| What to do |
Quote all lines below exactly. Images stay out.

| Recorded data |

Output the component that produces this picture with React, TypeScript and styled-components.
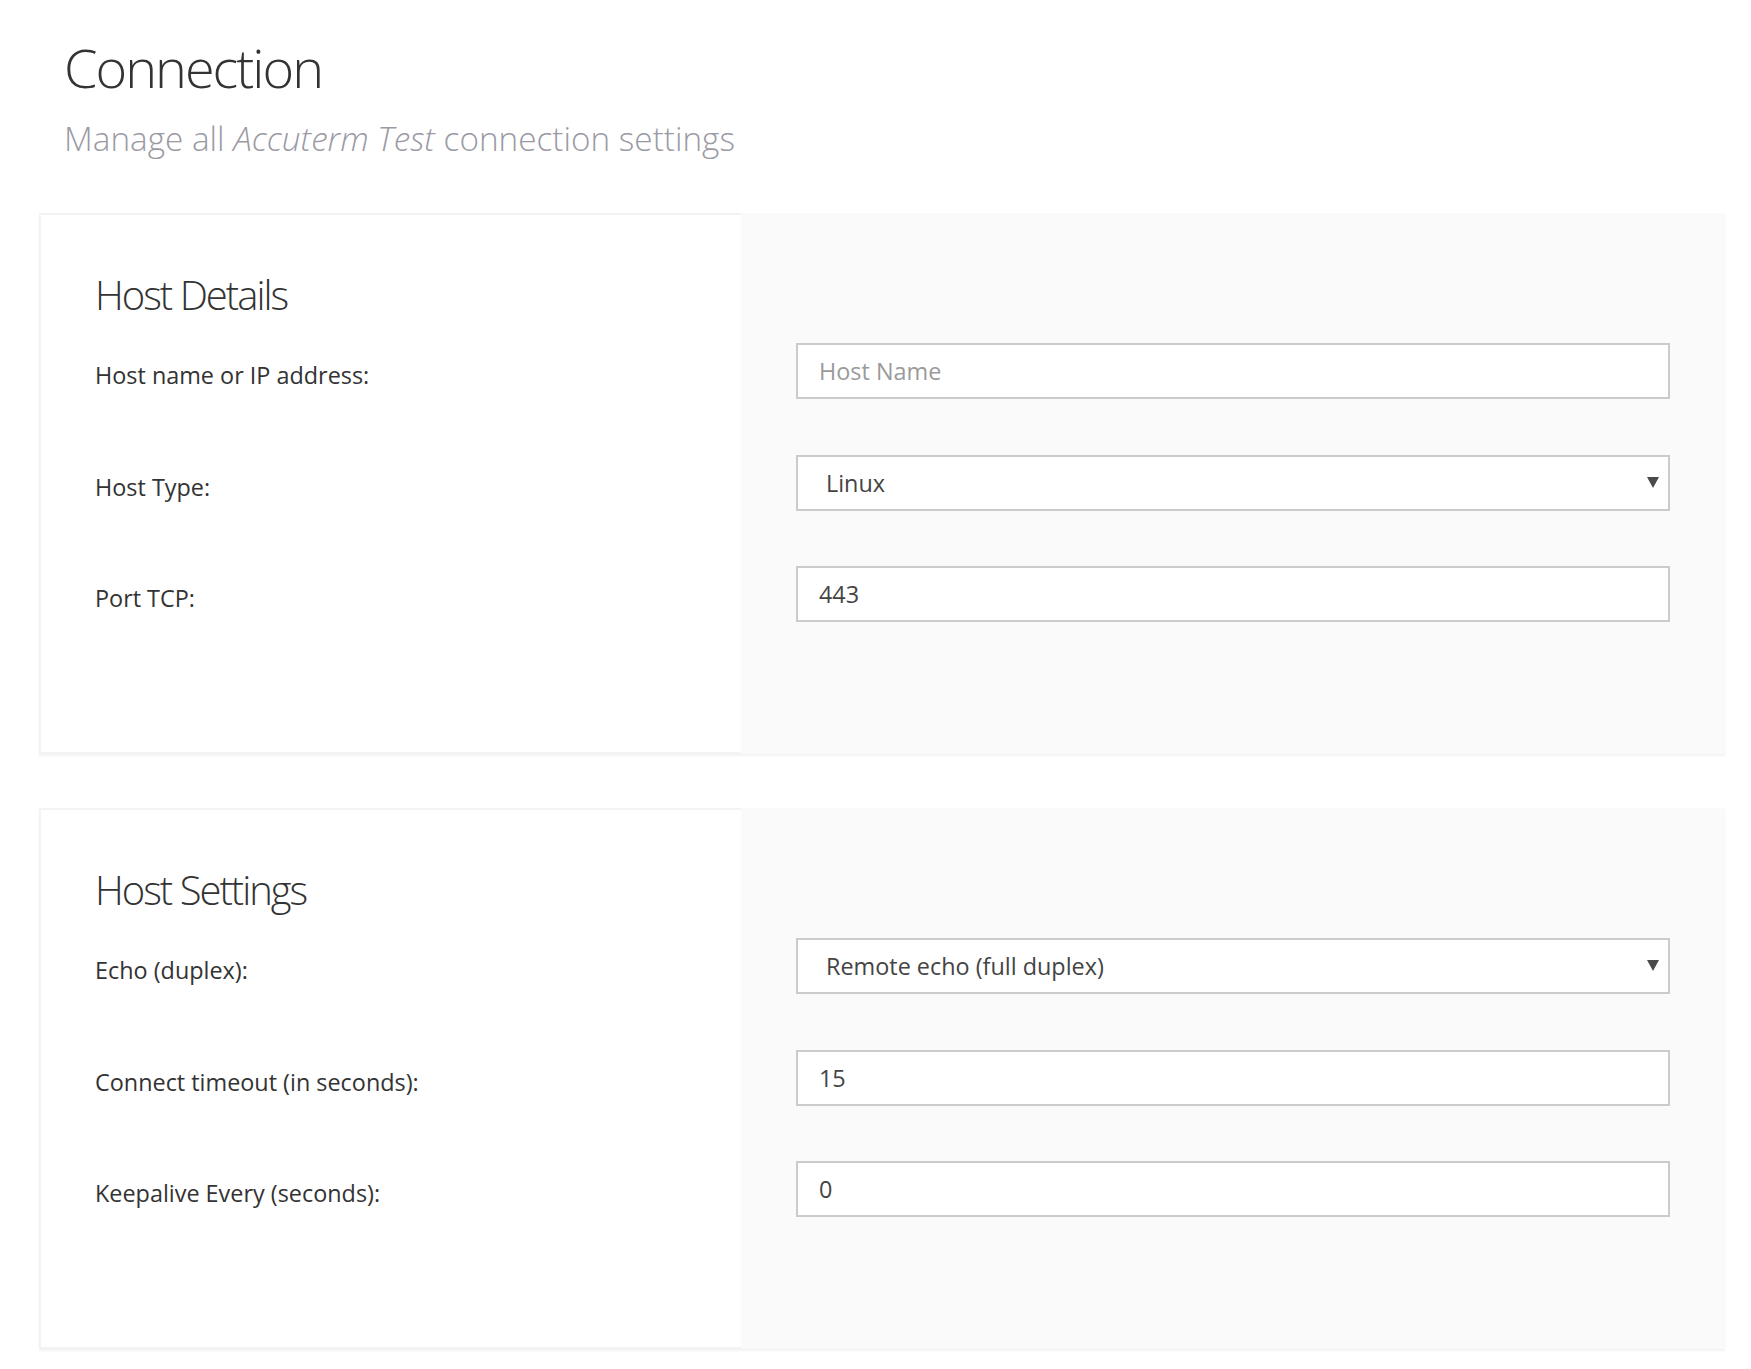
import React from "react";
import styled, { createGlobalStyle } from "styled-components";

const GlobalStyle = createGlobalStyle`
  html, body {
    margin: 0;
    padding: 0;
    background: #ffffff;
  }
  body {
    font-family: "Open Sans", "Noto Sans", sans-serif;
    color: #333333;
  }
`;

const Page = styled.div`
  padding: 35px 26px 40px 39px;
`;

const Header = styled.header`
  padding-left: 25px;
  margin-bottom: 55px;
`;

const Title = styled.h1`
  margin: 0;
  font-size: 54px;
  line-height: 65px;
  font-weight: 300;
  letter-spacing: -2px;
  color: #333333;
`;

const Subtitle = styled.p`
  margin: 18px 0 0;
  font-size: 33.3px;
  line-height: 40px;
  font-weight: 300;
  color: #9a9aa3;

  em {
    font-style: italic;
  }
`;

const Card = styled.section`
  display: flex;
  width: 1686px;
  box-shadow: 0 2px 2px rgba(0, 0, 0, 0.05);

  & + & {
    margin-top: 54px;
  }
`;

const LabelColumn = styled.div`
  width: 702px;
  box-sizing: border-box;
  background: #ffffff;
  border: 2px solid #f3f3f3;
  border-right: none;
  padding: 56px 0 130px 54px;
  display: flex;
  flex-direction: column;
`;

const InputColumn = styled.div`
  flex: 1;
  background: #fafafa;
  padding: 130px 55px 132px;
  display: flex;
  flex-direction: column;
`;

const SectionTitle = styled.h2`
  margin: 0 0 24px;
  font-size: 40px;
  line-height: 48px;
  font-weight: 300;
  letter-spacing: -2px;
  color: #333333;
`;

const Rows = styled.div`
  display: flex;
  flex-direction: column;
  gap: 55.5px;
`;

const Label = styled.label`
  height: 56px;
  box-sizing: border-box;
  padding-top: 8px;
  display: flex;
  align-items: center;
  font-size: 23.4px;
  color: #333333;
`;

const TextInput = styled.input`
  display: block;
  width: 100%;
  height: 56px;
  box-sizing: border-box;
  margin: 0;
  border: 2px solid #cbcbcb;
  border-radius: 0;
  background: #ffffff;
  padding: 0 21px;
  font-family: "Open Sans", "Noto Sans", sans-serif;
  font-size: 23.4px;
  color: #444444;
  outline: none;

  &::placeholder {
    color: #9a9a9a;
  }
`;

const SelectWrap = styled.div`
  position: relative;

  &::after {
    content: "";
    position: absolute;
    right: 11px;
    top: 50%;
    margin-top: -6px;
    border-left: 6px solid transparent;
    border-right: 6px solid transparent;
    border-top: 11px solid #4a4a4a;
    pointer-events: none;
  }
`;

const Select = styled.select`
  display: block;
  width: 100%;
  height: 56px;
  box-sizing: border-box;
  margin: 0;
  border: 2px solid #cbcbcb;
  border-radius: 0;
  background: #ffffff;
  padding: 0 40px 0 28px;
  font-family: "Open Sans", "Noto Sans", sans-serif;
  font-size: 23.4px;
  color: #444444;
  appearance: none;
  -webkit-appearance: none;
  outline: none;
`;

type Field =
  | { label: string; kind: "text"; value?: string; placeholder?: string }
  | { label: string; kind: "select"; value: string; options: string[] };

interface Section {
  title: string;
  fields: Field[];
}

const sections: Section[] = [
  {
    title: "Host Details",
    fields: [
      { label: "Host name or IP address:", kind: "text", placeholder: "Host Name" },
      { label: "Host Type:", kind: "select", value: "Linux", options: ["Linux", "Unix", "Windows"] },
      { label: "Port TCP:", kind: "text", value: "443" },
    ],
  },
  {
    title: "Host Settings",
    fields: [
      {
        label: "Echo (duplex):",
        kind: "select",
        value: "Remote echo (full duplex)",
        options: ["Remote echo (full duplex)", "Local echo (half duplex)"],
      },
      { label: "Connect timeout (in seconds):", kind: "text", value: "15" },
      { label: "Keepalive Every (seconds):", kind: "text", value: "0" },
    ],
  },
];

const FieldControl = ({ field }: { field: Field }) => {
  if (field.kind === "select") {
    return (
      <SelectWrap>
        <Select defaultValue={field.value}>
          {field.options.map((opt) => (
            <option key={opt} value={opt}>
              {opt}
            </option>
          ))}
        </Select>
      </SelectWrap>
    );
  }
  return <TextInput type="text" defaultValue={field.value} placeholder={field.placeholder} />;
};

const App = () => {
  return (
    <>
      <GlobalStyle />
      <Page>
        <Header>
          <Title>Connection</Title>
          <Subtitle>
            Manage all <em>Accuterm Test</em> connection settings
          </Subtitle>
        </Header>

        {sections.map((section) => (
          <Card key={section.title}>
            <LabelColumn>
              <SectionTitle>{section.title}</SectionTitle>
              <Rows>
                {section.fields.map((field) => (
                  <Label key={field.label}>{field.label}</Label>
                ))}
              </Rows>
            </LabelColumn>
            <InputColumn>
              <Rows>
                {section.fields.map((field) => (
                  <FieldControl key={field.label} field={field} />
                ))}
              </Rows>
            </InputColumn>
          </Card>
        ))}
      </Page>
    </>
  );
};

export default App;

| Solution for this exercise |
Output the component that produces this picture with React, TypeScript and styled-components.
import React from "react";
import styled, { createGlobalStyle } from "styled-components";

const GlobalStyle = createGlobalStyle`
  html, body {
    margin: 0;
    padding: 0;
    background: #ffffff;
  }
  body {
    font-family: "Open Sans", "Noto Sans", sans-serif;
    color: #333333;
  }
`;

const Page = styled.div`
  padding: 35px 26px 40px 39px;
`;

const Header = styled.header`
  padding-left: 25px;
  margin-bottom: 55px;
`;

const Title = styled.h1`
  margin: 0;
  font-size: 54px;
  line-height: 65px;
  font-weight: 300;
  letter-spacing: -2px;
  color: #333333;
`;

const Subtitle = styled.p`
  margin: 18px 0 0;
  font-size: 33.3px;
  line-height: 40px;
  font-weight: 300;
  color: #9a9aa3;

  em {
    font-style: italic;
  }
`;

const Card = styled.section`
  display: flex;
  width: 1686px;
  box-shadow: 0 2px 2px rgba(0, 0, 0, 0.05);

  & + & {
    margin-top: 54px;
  }
`;

const LabelColumn = styled.div`
  width: 702px;
  box-sizing: border-box;
  background: #ffffff;
  border: 2px solid #f3f3f3;
  border-right: none;
  padding: 56px 0 130px 54px;
  display: flex;
  flex-direction: column;
`;

const InputColumn = styled.div`
  flex: 1;
  background: #fafafa;
  padding: 130px 55px 132px;
  display: flex;
  flex-direction: column;
`;

const SectionTitle = styled.h2`
  margin: 0 0 24px;
  font-size: 40px;
  line-height: 48px;
  font-weight: 300;
  letter-spacing: -2px;
  color: #333333;
`;

const Rows = styled.div`
  display: flex;
  flex-direction: column;
  gap: 55.5px;
`;

const Label = styled.label`
  height: 56px;
  box-sizing: border-box;
  padding-top: 8px;
  display: flex;
  align-items: center;
  font-size: 23.4px;
  color: #333333;
`;

const TextInput = styled.input`
  display: block;
  width: 100%;
  height: 56px;
  box-sizing: border-box;
  margin: 0;
  border: 2px solid #cbcbcb;
  border-radius: 0;
  background: #ffffff;
  padding: 0 21px;
  font-family: "Open Sans", "Noto Sans", sans-serif;
  font-size: 23.4px;
  color: #444444;
  outline: none;

  &::placeholder {
    color: #9a9a9a;
  }
`;

const SelectWrap = styled.div`
  position: relative;

  &::after {
    content: "";
    position: absolute;
    right: 11px;
    top: 50%;
    margin-top: -6px;
    border-left: 6px solid transparent;
    border-right: 6px solid transparent;
    border-top: 11px solid #4a4a4a;
    pointer-events: none;
  }
`;

const Select = styled.select`
  display: block;
  width: 100%;
  height: 56px;
  box-sizing: border-box;
  margin: 0;
  border: 2px solid #cbcbcb;
  border-radius: 0;
  background: #ffffff;
  padding: 0 40px 0 28px;
  font-family: "Open Sans", "Noto Sans", sans-serif;
  font-size: 23.4px;
  color: #444444;
  appearance: none;
  -webkit-appearance: none;
  outline: none;
`;

type Field =
  | { label: string; kind: "text"; value?: string; placeholder?: string }
  | { label: string; kind: "select"; value: string; options: string[] };

interface Section {
  title: string;
  fields: Field[];
}

const sections: Section[] = [
  {
    title: "Host Details",
    fields: [
      { label: "Host name or IP address:", kind: "text", placeholder: "Host Name" },
      { label: "Host Type:", kind: "select", value: "Linux", options: ["Linux", "Unix", "Windows"] },
      { label: "Port TCP:", kind: "text", value: "443" },
    ],
  },
  {
    title: "Host Settings",
    fields: [
      {
        label: "Echo (duplex):",
        kind: "select",
        value: "Remote echo (full duplex)",
        options: ["Remote echo (full duplex)", "Local echo (half duplex)"],
      },
      { label: "Connect timeout (in seconds):", kind: "text", value: "15" },
      { label: "Keepalive Every (seconds):", kind: "text", value: "0" },
    ],
  },
];

const FieldControl = ({ field }: { field: Field }) => {
  if (field.kind === "select") {
    return (
      <SelectWrap>
        <Select defaultValue={field.value}>
          {field.options.map((opt) => (
            <option key={opt} value={opt}>
              {opt}
            </option>
          ))}
        </Select>
      </SelectWrap>
    );
  }
  return <TextInput type="text" defaultValue={field.value} placeholder={field.placeholder} />;
};

const App = () => {
  return (
    <>
      <GlobalStyle />
      <Page>
        <Header>
          <Title>Connection</Title>
          <Subtitle>
            Manage all <em>Accuterm Test</em> connection settings
          </Subtitle>
        </Header>

        {sections.map((section) => (
          <Card key={section.title}>
            <LabelColumn>
              <SectionTitle>{section.title}</SectionTitle>
              <Rows>
                {section.fields.map((field) => (
                  <Label key={field.label}>{field.label}</Label>
                ))}
              </Rows>
            </LabelColumn>
            <InputColumn>
              <Rows>
                {section.fields.map((field) => (
                  <FieldControl key={field.label} field={field} />
                ))}
              </Rows>
            </InputColumn>
          </Card>
        ))}
      </Page>
    </>
  );
};

export default App;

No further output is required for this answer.